## TASK DESCRIPTION
Retype the data that follows line by line, exactly, and leave its pictures out.
# Start of PROVIDED DATA
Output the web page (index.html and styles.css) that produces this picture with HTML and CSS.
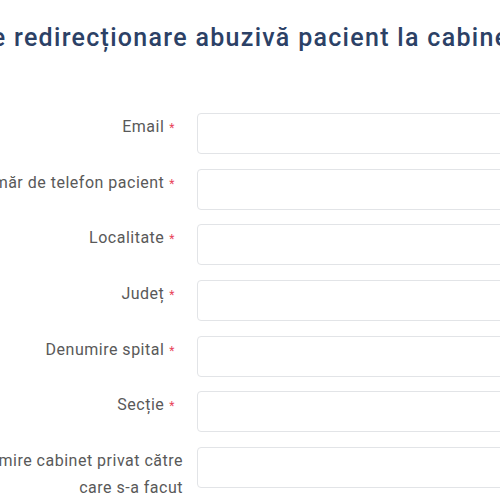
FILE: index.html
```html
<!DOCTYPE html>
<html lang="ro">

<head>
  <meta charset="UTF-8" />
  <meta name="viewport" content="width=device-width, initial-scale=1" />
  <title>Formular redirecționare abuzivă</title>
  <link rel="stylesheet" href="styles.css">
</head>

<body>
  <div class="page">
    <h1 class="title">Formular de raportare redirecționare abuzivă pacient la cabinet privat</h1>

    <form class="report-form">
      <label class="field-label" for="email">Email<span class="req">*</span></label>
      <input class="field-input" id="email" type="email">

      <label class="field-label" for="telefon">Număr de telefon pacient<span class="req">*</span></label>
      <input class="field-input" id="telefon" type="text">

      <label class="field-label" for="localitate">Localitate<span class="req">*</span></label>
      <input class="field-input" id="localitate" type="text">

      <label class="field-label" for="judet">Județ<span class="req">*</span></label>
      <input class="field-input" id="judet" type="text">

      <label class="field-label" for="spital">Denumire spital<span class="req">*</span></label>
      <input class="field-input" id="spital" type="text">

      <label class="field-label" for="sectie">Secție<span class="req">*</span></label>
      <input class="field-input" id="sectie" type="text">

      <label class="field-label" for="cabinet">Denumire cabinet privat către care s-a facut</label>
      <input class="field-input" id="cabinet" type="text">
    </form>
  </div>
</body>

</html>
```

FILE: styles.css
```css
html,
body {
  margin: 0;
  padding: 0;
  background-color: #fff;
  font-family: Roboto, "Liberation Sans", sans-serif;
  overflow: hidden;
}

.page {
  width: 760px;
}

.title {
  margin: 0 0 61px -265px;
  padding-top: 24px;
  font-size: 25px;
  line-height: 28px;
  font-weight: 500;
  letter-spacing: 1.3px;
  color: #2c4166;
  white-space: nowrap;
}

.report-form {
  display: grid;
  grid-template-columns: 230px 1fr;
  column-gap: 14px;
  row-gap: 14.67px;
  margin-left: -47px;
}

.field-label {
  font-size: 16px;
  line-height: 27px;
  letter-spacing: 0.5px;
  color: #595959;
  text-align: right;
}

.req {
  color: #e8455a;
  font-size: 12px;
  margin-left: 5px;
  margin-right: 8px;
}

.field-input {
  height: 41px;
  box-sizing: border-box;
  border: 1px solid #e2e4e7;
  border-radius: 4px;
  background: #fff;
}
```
# End of PROVIDED DATA
## RESULT OF THE TASK
Output the web page (index.html and styles.css) that produces this picture with HTML and CSS.
FILE: index.html
```html
<!DOCTYPE html>
<html lang="ro">

<head>
  <meta charset="UTF-8" />
  <meta name="viewport" content="width=device-width, initial-scale=1" />
  <title>Formular redirecționare abuzivă</title>
  <link rel="stylesheet" href="styles.css">
</head>

<body>
  <div class="page">
    <h1 class="title">Formular de raportare redirecționare abuzivă pacient la cabinet privat</h1>

    <form class="report-form">
      <label class="field-label" for="email">Email<span class="req">*</span></label>
      <input class="field-input" id="email" type="email">

      <label class="field-label" for="telefon">Număr de telefon pacient<span class="req">*</span></label>
      <input class="field-input" id="telefon" type="text">

      <label class="field-label" for="localitate">Localitate<span class="req">*</span></label>
      <input class="field-input" id="localitate" type="text">

      <label class="field-label" for="judet">Județ<span class="req">*</span></label>
      <input class="field-input" id="judet" type="text">

      <label class="field-label" for="spital">Denumire spital<span class="req">*</span></label>
      <input class="field-input" id="spital" type="text">

      <label class="field-label" for="sectie">Secție<span class="req">*</span></label>
      <input class="field-input" id="sectie" type="text">

      <label class="field-label" for="cabinet">Denumire cabinet privat către care s-a facut</label>
      <input class="field-input" id="cabinet" type="text">
    </form>
  </div>
</body>

</html>
```

FILE: styles.css
```css
html,
body {
  margin: 0;
  padding: 0;
  background-color: #fff;
  font-family: Roboto, "Liberation Sans", sans-serif;
  overflow: hidden;
}

.page {
  width: 760px;
}

.title {
  margin: 0 0 61px -265px;
  padding-top: 24px;
  font-size: 25px;
  line-height: 28px;
  font-weight: 500;
  letter-spacing: 1.3px;
  color: #2c4166;
  white-space: nowrap;
}

.report-form {
  display: grid;
  grid-template-columns: 230px 1fr;
  column-gap: 14px;
  row-gap: 14.67px;
  margin-left: -47px;
}

.field-label {
  font-size: 16px;
  line-height: 27px;
  letter-spacing: 0.5px;
  color: #595959;
  text-align: right;
}

.req {
  color: #e8455a;
  font-size: 12px;
  margin-left: 5px;
  margin-right: 8px;
}

.field-input {
  height: 41px;
  box-sizing: border-box;
  border: 1px solid #e2e4e7;
  border-radius: 4px;
  background: #fff;
}
```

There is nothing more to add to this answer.